Set a Stop Loss – Establish an amount per trade and per day, and stick to it. NO QUESTION! Goals - Set daily & weekly goals, and stick to them. Start with a small goal and raise the amount each month after you have consistently achieved your target. Increase the size of your trades and do not expect the market to allow for bigger trades.
Trade Smart - Do not look for trades, let them find you. You do not have to be in a trade, so be selective and wait for the better looking trade opportunities. It all goes back to patience and discipline, knowing the trend and not forcing the issue.
Consistency – Trading success is all about consistency, base hits and scoring 1 goal at a time. You should NEVER be looking to make that homerun or trying to score 4 goals at once by finding that one massive trade.

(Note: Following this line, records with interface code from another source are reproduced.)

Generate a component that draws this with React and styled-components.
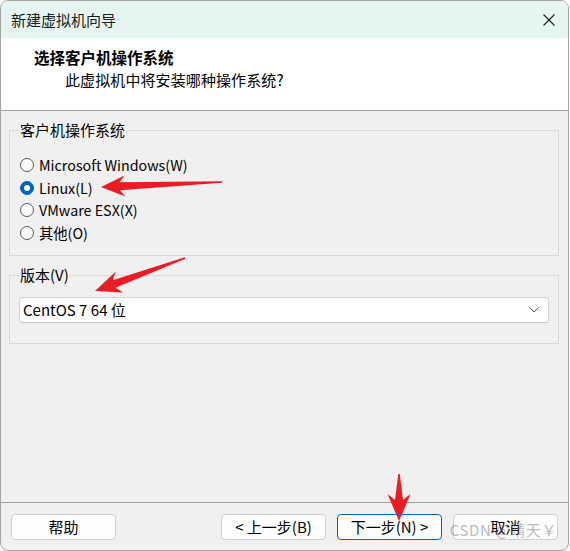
import React from 'react'
import styled, { createGlobalStyle } from 'styled-components'

const GlobalStyle = createGlobalStyle`
    html, body {
        margin: 0;
        padding: 0;
        background: #ffffff;
    }
    body {
        font-family: "Noto Sans CJK SC", "Noto Sans", sans-serif;
    }
`

const osList = [
    { id: 'win', label: 'Microsoft Windows(W)', checked: false },
    { id: 'linux', label: 'Linux(L)', checked: true },
    { id: 'esx', label: 'VMware ESX(X)', checked: false },
    { id: 'other', label: '其他(O)', checked: false },
]

// tapered annotation arrow, tail -> tip
const arrowPoints = (x1, y1, x2, y2, headLen, headW, tailW, neckW) => {
    const dx = x2 - x1
    const dy = y2 - y1
    const len = Math.hypot(dx, dy)
    const ux = dx / len
    const uy = dy / len
    const nx = -uy
    const ny = ux
    const at = (d, w) => [x2 - ux * d + nx * w, y2 - uy * d + ny * w]
    const pts = [
        [x1 + nx * tailW / 2, y1 + ny * tailW / 2],
        at(headLen * 0.78, neckW / 2),
        at(headLen, headW / 2),
        [x2, y2],
        at(headLen, -headW / 2),
        at(headLen * 0.78, -neckW / 2),
        [x1 - nx * tailW / 2, y1 - ny * tailW / 2],
    ]
    return pts.map(p => p.map(v => v.toFixed(1)).join(',')).join(' ')
}

const arrows = [
    { id: 1, from: [222, 182], to: [101, 187], head: 24, width: 21, tail: 1.5, neck: 8 },
    { id: 2, from: [185, 258], to: [95, 291], head: 26, width: 22, tail: 1.5, neck: 8 },
    { id: 3, from: [399, 474], to: [399, 521], head: 27, width: 23, tail: 1.5, neck: 8 },
]

const App = () => {
    return (
        <>
            <GlobalStyle />
            <Window>
                <TitleBar>
                    <span>新建虚拟机向导</span>
                    <CloseIcon viewBox="0 0 12 12">
                        <path d="M0.5 0.5 L11.5 11.5 M11.5 0.5 L0.5 11.5" />
                    </CloseIcon>
                </TitleBar>

                <Header>
                    <h2>选择客户机操作系统</h2>
                    <p>此虚拟机中将安装哪种操作系统?</p>
                </Header>

                <Body>
                    <Group $pad="15px 9px 11px">
                        <legend>客户机操作系统</legend>
                        {
                            osList.map(os => (
                                <RadioRow key={os.id}>
                                    <RadioDot $checked={os.checked} />
                                    <span>{os.label}</span>
                                </RadioRow>
                            ))
                        }
                    </Group>

                    <Group $pad="13px 9px 20px" $top="10px">
                        <legend>版本(V)</legend>
                        <Select>
                            <span>CentOS 7 64 位</span>
                            <svg viewBox="0 0 10 6" width="10" height="6">
                                <path d="M0.5 0.5 L5 5 L9.5 0.5" />
                            </svg>
                        </Select>
                    </Group>
                </Body>

                <Footer>
                    <Button>帮助</Button>
                    <Spacer />
                    <Button>&lt; 上一步(B)</Button>
                    <Button $primary>下一步(N) &gt;</Button>
                    <Button>取消</Button>
                </Footer>

                <Watermark>CSDN @晴天￥</Watermark>

                <Annotations viewBox="0 0 570 551">
                    {
                        arrows.map(a => (
                            <polygon
                                key={a.id}
                                points={arrowPoints(a.from[0], a.from[1], a.to[0], a.to[1], a.head, a.width, a.tail, a.neck)}
                            />
                        ))
                    }
                </Annotations>
            </Window>
        </>
    )
}


const Window = styled.div`
    position: relative;
    box-sizing: border-box;
    width: 569px;
    height: 551px;
    border: 1px solid #a4a4a4;
    border-radius: 8px;
    overflow: hidden;
    display: flex;
    flex-direction: column;
    background: #f0f0f0;
    color: #000000;
    font-size: 15px;
`

const TitleBar = styled.div`
    height: 37px;
    flex: none;
    display: flex;
    align-items: center;
    justify-content: space-between;
    padding: 0 13px 0 10px;
    background: #e5f6f2;
    color: #1a1a1a;
    line-height: 20px;
`

const CloseIcon = styled.svg`
    width: 12px;
    height: 12px;

    path {
        fill: none;
        stroke: #1c1c1c;
        stroke-width: 1.1;
    }
`

const Header = styled.header`
    box-sizing: border-box;
    height: 73px;
    flex: none;
    padding: 9px 0 0 33px;
    background: #ffffff;
    border-bottom: 1px solid #a0a0a0;

    h2 {
        margin: 0;
        font-size: 15.5px;
        font-weight: 700;
        line-height: 20px;
    }

    p {
        margin: 3px 0 0 31px;
        font-size: 15px;
        line-height: 20px;
        letter-spacing: 0.1px;
    }
`

const Body = styled.main`
    flex: 1;
    padding: 10px 9px 0 8px;
`

const Group = styled.fieldset`
    margin: ${p => p.$top || '0'} 0 0;
    padding: ${p => p.$pad};
    border: 1px solid #dadada;
    min-width: 0;

    legend {
        padding: 0 1px;
        font-size: 15px;
        line-height: 18px;
    }
`

const RadioRow = styled.label`
    height: 22.5px;
    display: flex;
    align-items: center;
    gap: 5px;
    padding-left: 1px;
    font-size: 14.3px;
    line-height: 20px;
`

const RadioDot = styled.span`
    box-sizing: border-box;
    width: 14px;
    height: 14px;
    border-radius: 50%;
    flex: none;
    display: grid;
    place-items: center;
    border: 1px solid ${p => p.$checked ? '#0067c0' : '#5a5a5a'};
    background: ${p => p.$checked ? '#0067c0' : '#fafafa'};

    &::after {
        content: '';
        width: 6px;
        height: 6px;
        border-radius: 50%;
        background: #ffffff;
        display: ${p => p.$checked ? 'block' : 'none'};
    }
`

const Select = styled.div`
    box-sizing: border-box;
    height: 26px;
    display: flex;
    align-items: center;
    justify-content: space-between;
    padding: 0 9px 0 3px;
    background: #ffffff;
    border: 1px solid #d4d4d4;
    border-bottom-color: #c4c4c4;
    border-radius: 3px;
    line-height: 20px;

    path {
        fill: none;
        stroke: #555555;
        stroke-width: 1;
    }
`

const Footer = styled.footer`
    box-sizing: border-box;
    height: 48px;
    flex: none;
    display: flex;
    align-items: flex-start;
    gap: 11px;
    padding: 11px 10px 0;
    border-top: 1px solid #a0a0a0;
`

const Spacer = styled.div`
    flex: 1;
`

const Button = styled.button`
    box-sizing: border-box;
    width: 105px;
    height: 26px;
    padding: 0;
    font-family: inherit;
    font-size: 15px;
    line-height: 20px;
    color: #000000;
    background: #fdfdfd;
    border: 1px solid ${p => p.$primary ? '#0067c0' : '#d0d0d0'};
    border-radius: 4px;
`

const Watermark = styled.div`
    position: absolute;
    right: 11px;
    bottom: 10px;
    font-size: 15px;
    line-height: 20px;
    letter-spacing: 0.6px;
    color: rgba(120, 120, 120, 0.5);
    pointer-events: none;
`

const Annotations = styled.svg`
    position: absolute;
    top: -1px;
    left: -1px;
    width: 570px;
    height: 551px;
    pointer-events: none;

    polygon {
        fill: #ec1c24;
    }
`


export default App
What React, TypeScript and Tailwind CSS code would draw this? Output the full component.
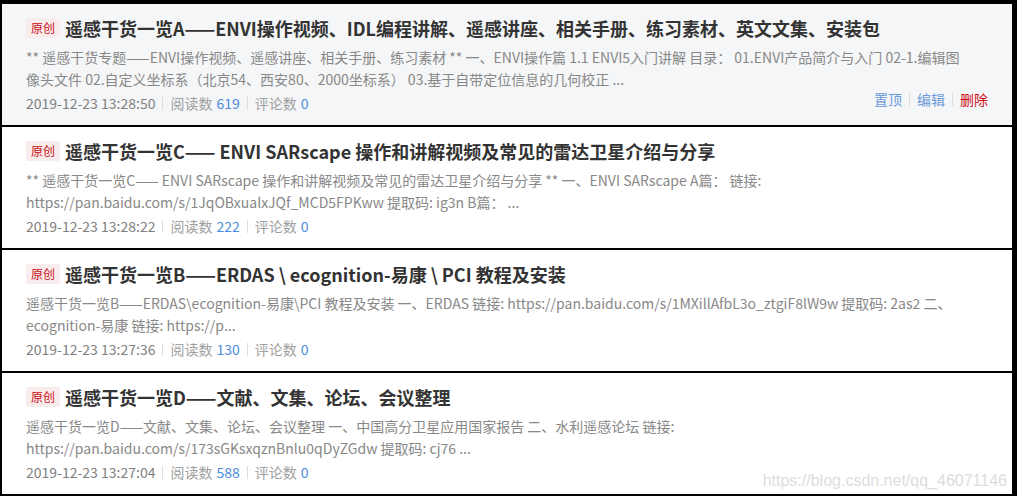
import React from "react";

type Article = {
  title: string;
  lines: string[];
  date: string;
  reads: number;
  comments: number;
  hovered?: boolean;
};

const articles: Article[] = [
  {
    title:
      "遥感干货一览A——ENVI操作视频、IDL编程讲解、遥感讲座、相关手册、练习素材、英文文集、安装包",
    lines: [
      "** 遥感干货专题——ENVI操作视频、遥感讲座、相关手册、练习素材 ** 一、ENVI操作篇 1.1 ENVI5入门讲解 目录： 01.ENVI产品简介与入门 02-1.编辑图",
      "像头文件 02.自定义坐标系（北京54、西安80、2000坐标系） 03.基于自带定位信息的几何校正 ...",
    ],
    date: "2019-12-23 13:28:50",
    reads: 619,
    comments: 0,
    hovered: true,
  },
  {
    title: "遥感干货一览C—— ENVI SARscape 操作和讲解视频及常见的雷达卫星介绍与分享",
    lines: [
      "** 遥感干货一览C—— ENVI SARscape 操作和讲解视频及常见的雷达卫星介绍与分享 ** 一、ENVI SARscape A篇： 链接:",
      "https://pan.baidu.com/s/1JqOBxualxJQf_MCD5FPKww 提取码: ig3n B篇： ...",
    ],
    date: "2019-12-23 13:28:22",
    reads: 222,
    comments: 0,
  },
  {
    title: "遥感干货一览B——ERDAS \\ ecognition-易康 \\ PCI 教程及安装",
    lines: [
      "遥感干货一览B——ERDAS\\ecognition-易康\\PCI 教程及安装 一、ERDAS 链接: https://pan.baidu.com/s/1MXillAfbL3o_ztgiF8lW9w 提取码: 2as2 二、",
      "ecognition-易康 链接: https://p...",
    ],
    date: "2019-12-23 13:27:36",
    reads: 130,
    comments: 0,
  },
  {
    title: "遥感干货一览D——文献、文集、论坛、会议整理",
    lines: [
      "遥感干货一览D——文献、文集、论坛、会议整理 一、中国高分卫星应用国家报告 二、水利遥感论坛 链接:",
      "https://pan.baidu.com/s/173sGKsxqznBnlu0qDyZGdw 提取码: cj76 ...",
    ],
    date: "2019-12-23 13:27:04",
    reads: 588,
    comments: 0,
  },
];

const font = {
  fontFamily: '"Microsoft YaHei", "Noto Sans CJK SC", "Noto Sans", sans-serif',
};

function Divider() {
  return <span className="mx-[7px] inline-block h-[13px] w-px bg-[#dddddd] align-[-1px]" />;
}

function ArticleRow({ a }: { a: Article }) {
  return (
    <div
      className={`flex h-[121px] flex-col pl-[24px] pr-[24px] pt-[12px] ${
        a.hovered ? "bg-[#f5f6f7]" : "bg-white"
      }`}
    >
      <div className="flex h-[24px] items-center">
        <span className="mr-[5px] inline-flex h-[20px] w-[34px] items-center justify-center rounded-[2px] bg-[#f9ecec] text-[12px] leading-none text-[#ca0c16]">
          原创
        </span>
        <span className="whitespace-nowrap text-[18px] font-bold leading-[24px] text-[#333333]">
          {a.title}
        </span>
      </div>
      <div className="mt-[6px] text-[14px] leading-[22px] text-[#888888]">
        {a.lines.map((l, i) => (
          <div key={i} className="whitespace-nowrap">
            {l}
          </div>
        ))}
      </div>
      <div className="mt-[2px] flex h-[22px] items-center text-[14px] leading-[22px]">
        <span className="text-[#808080]">{a.date}</span>
        <Divider />
        <span className="text-[#a0a0a0]">阅读数</span>
        <span className="ml-[4px] text-[#4a8de0]">{a.reads}</span>
        <Divider />
        <span className="text-[#a0a0a0]">评论数</span>
        <span className="ml-[4px] text-[#4a8de0]">{a.comments}</span>
        {a.hovered && (
          <div className="ml-auto -mt-[8px] flex items-center">
            <span className="text-[#6b9bd8]">置顶</span>
            <Divider />
            <span className="text-[#6b9bd8]">编辑</span>
            <Divider />
            <span className="text-[#ca0c16]">删除</span>
          </div>
        )}
      </div>
    </div>
  );
}

export default function App() {
  return (
    <div className="relative h-[500px] w-[1017px] overflow-hidden bg-white" style={font}>
      <div className="flex h-[496px] flex-col gap-[2px] bg-black pb-[2px] pl-[2px] pr-[5px] pt-[4px]">
        {articles.map((a) => (
          <ArticleRow key={a.date} a={a} />
        ))}
      </div>
      <div
        className="absolute right-[10px] top-[469px] text-[16px] text-[#dddddd]"
        style={{ fontFamily: '"Liberation Sans", Arial, sans-serif' }}
      >
        https://blog.csdn.net/qq_46071146
      </div>
    </div>
  );
}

You should strive to be consistent, because consistency will afford you the ability to be fortunate and land the BIG game winner from time to time. Making 5 base hits will always add up to more than just 1 homerun, and taking consistent shots on goal will in fact win the game.
Know the Trend – The trend really is your friend and can compensate for a slightly poor entry. Even if you plan to trade contra to the trend, you need to know that you are doing so and trade accordingly.
Step Back - Take a look at what is actually happening by looking at longer term views and work your way in for more detail.
Be Early – It is better to enter a trade early with potential and being wrong, then to be right and enter the trade late but with no more potential. When you can identify the trend correctly and you seek proper trading tools and entry techniques, you can trade with confidence and enter your trades at the correct times.
Add to Your Winning Positions – You should look for the opportunity to add to any winning position. However any addition must be handled like a new trade and pure entry. So ask yourself; “If I wasn’t already in my current position, would I enter this new trade right here and right now?”
Never Add to a Losing Trade – Just Don’t Do It! The best way to never have the desire to add to a losing position is to never sit in a losing trade beyond your stop discipline. Do not use losing strategies like “doubling down” or “dollar cost averaging” because they only set you up for trading failure. Establish your Stop Loss order, be firm and hold to it regardless!
Never Chase Any Trade – If you miss the entry do not worry, there will always be another trading opportunity.
Recognize What is Actually Happening – Learn to understand and identify the 4 market stages and the 7 market events which comprise those stages, plus their 4 distinct psychological states. The market always follows the Gaussian Curve, so you should know where you are in the cycle at all times and identify the stage and trend before you enter a trade.
Learn to Anticipate – Anticipate the possibilities and ONLY act upon reality!